O Advento nos indica um tempo futuro, quando Nosso Senhor voltará. É por isso que todas as leituras têm, não o tema natalino que a maior parte das pessoas espera em dezembro [2], mas um aviso sobre o fim do mundo e a segunda vinda de Cristo. Nesse sentido, a Igreja Católica é a instituição mundial mais voltada para o futuro — olhando para o futuro mais distante, o fim do mundo. 

“Também vós ficai preparados! Porque na hora em que menos pensais, o Filho do Homem virá” (Mt 24, 44).
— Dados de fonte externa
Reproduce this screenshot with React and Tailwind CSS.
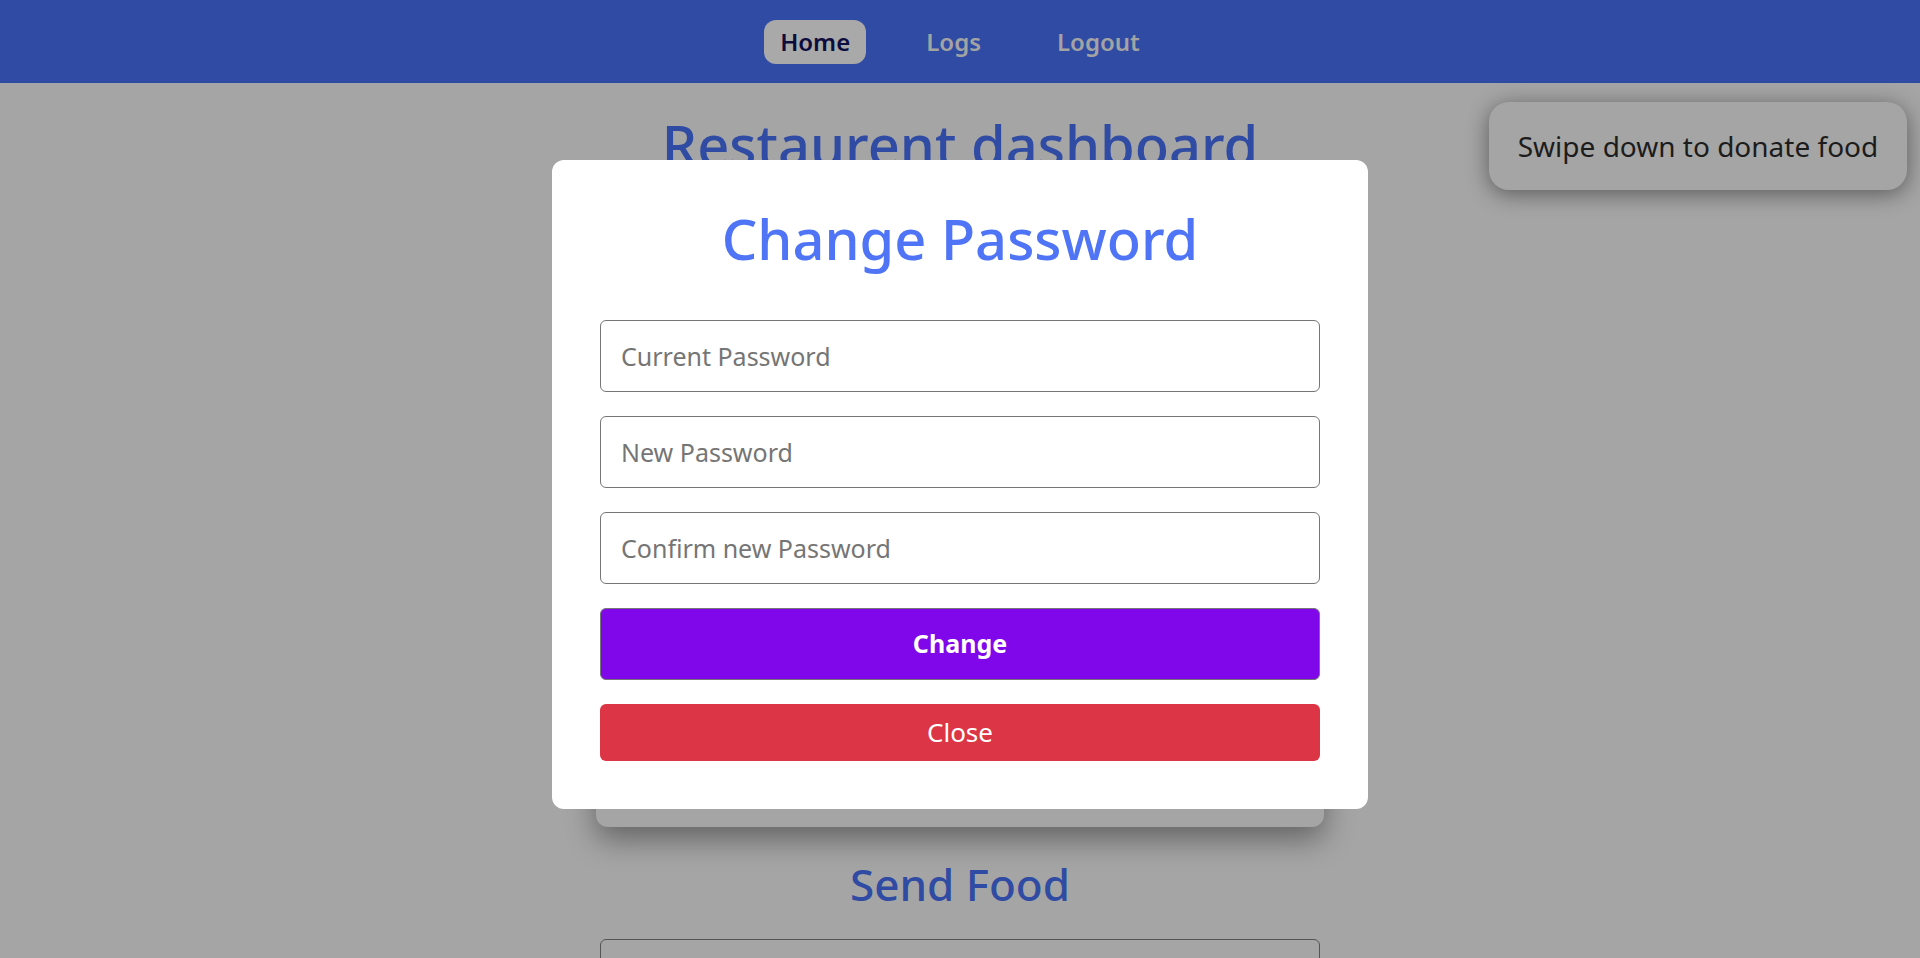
import React from 'react';

const NavItem = ({ label, active }) => (
    <button
        className={`px-4 h-[44px] rounded-xl text-[24px] font-semibold ${
            active ? 'bg-[#a9a9a9] text-[#0c0c3e]' : 'text-[#a3a3a3]'
        }`}
    >
        {label}
    </button>
);

const PasswordInput = ({ placeholder }) => (
    <input
        type="password"
        placeholder={placeholder}
        className="w-full h-[72px] px-5 rounded-md border border-[#767676] bg-white text-[25px] text-[#222] placeholder:text-[#757575] outline-none"
    />
);

export default function App() {
    return (
        <div className="h-screen overflow-hidden bg-[#a5a5a5] font-['Noto_Sans',sans-serif] relative">
            {/* top nav */}
            <nav className="h-[83px] bg-[#2f4ba3] flex items-center justify-center gap-[44px]">
                <NavItem label="Home" active />
                <NavItem label="Logs" />
                <NavItem label="Logout" />
            </nav>

            {/* dashboard behind the overlay */}
            <main className="flex flex-col items-center pt-[28px]">
                <h1 className="text-[56px] leading-[67px] font-medium text-[#2f4ba3]">Restaurent dashboard</h1>
                <div className="mt-[6px] w-[728px] h-[643px] rounded-xl bg-[#a5a5a5] shadow-[0_12px_30px_rgba(0,0,0,0.4)]"></div>
                <h2 className="mt-[31px] text-[44px] leading-[53px] font-medium text-[#2f4ba3]">Send Food</h2>
                <div className="mt-[28px] w-[720px] h-[72px] rounded-md border border-[#555]"></div>
            </main>

            {/* toast */}
            <div className="absolute top-[102px] right-[13px] w-[418px] h-[88px] rounded-[20px] bg-[#a5a5a5] shadow-[0_4px_22px_rgba(0,0,0,0.45)] flex items-center justify-center px-4">
                <span className="text-[28px] text-[#1c1c1c] whitespace-nowrap">Swipe down to donate food</span>
            </div>

            {/* modal */}
            <div className="absolute top-[160px] left-1/2 -translate-x-1/2 w-[816px] rounded-xl bg-white px-12 pt-[45px] pb-12">
                <h2 className="text-center text-[56px] leading-[67px] font-medium text-[#4f74f5]">Change Password</h2>
                <div className="mt-12 flex flex-col gap-6">
                    <PasswordInput placeholder="Current Password" />
                    <PasswordInput placeholder="New Password" />
                    <PasswordInput placeholder="Confirm new Password" />
                    <button className="w-full h-[72px] rounded-md border border-[#767676] bg-[#8007ea] text-white text-[25px] font-bold">
                        Change
                    </button>
                    <button className="w-full h-[57px] rounded-md bg-[#dc3545] text-white text-[26px]">
                        Close
                    </button>
                </div>
            </div>
        </div>
    );
}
Eis uma instrução séria. A visão que a Igreja tem do futuro não é o arco progressivo da história que marcha rumo à justiça. Não há uma melhoria inevitável na bondade e virtude humanas. Pelo contrário, a Igreja vê a situação do mundo piorar à medida que nos aproximamos da vinda do Senhor.

Ironicamente, o Advento prepara-nos para esse terrível momento futuro, lembrando-nos o momento mais belo e reconfortante do passado: a Encarnação. A segunda vinda de Cristo na glória é simplesmente o cumprimento e a consumação do que Ele realizou em sua primeira vinda. Se nos prepararmos bem para o seu Natal — se agirmos “honestamente, como em pleno dia: nada de glutonerias e bebedeiras, nem de orgias sexuais e imoralidades, nem de brigas e rivalidades” (Rm 13, 13) —, então seremos capazes de permanecer de pé, firmes, para a sua segunda vinda.

Isto acontece agora. É no presente que o passado e o futuro se encontram e ganham significado. Agora, no momento presente, recordamos as obras pretéritas de Deus a fim de nos prepararmos para a sua vinda futura.

Isto também explica o ano litúrgico da Igreja, que acaba de começar. Sim, a Igreja ainda observa o ano civil, que começa no dia 1.º de janeiro, e o Vaticano tem um ano fiscal. Mas não é pelo mundo ou pelo mercado que a Igreja de fato mede o tempo. Ela o faz por sua liturgia — caminhando todo ano com Nosso Senhor, através de sua vida.

A partir do 1.º Domingo do Advento, a Igreja começa a fazer memória anual da vida de Jesus: preparando-se para o seu nascimento e celebrando-o; contemplando a sua vida, pregação e milagres; e, acima de tudo, acompanhando-o em sua Paixão, Morte, Ressurreição, Ascensão, e [no envio do] dom do Espírito Santo.

O tempo nos é dado para este fim: para que possamos conhecer mais intimamente Jesus Cristo, e conformar aos seus, cada vez mais, os nossos pensamentos, palavras e ações. E como, deste lado do Céu, nós nunca faremos isso perfeitamente, sempre nos comprometemos a tentar de novo — ano após ano.

Tempo não é dinheiro. É muito mais do que isso. É um dom de Deus para que possamos conhecê-lo melhor. É a oportunidade de nos arrependermos — de deixar o pecado no passado e cultivar a virtude. É a oportunidade de perdoar — de deixar ressentimentos e rancores no passado e levar a caridade para o futuro. É a oportunidade de crescer na graça — de aumentar o nosso conhecimento e amor por Jesus Cristo, e o nosso compromisso com Ele. Se não estamos usando o nosso tempo para esse fim, então o estamos desperdiçando.

O relógio começou em um mosteiro e acabou numa folha de ponto. Mas podemos reverter isso. Podemos usar o nosso tempo — e todos os dispositivos que usamos para medi-lo — não apenas para atividades mundanas, mas para Deus. Temos temporizadores, alarmes e lembretes em todos os nossos aparelhos. Eles nos lembram de compromissos, aniversários, tarefas e assim por diante. Também podemos usá-los para nos lembrar de rezar ou de ler as Escrituras; para nos lembrar de uma festa [litúrgica]; para nos lembrar de ir à confissão etc.

O início do Advento é um convite para sermos bons administradores do tempo, sem adorá-lo nem tampouco abusar dele, mas aproveitando-o para a glória de Deus e o nosso bem.

Notas

  1. Há aqui, no inglês, um jogo de palavras intraduzível: we might know what time it is, but we don’t really know what time is. (N.T.)
  2. O autor diz aqui, no original: not the Christmasy theme that most people expect after Thanksgiving. Trata-se do tradicional Dia de Ação de Graças americano, inexistente porém no Brasil. Daí trocarmos a data pela simples menção ao mês de dezembro. (N.T.)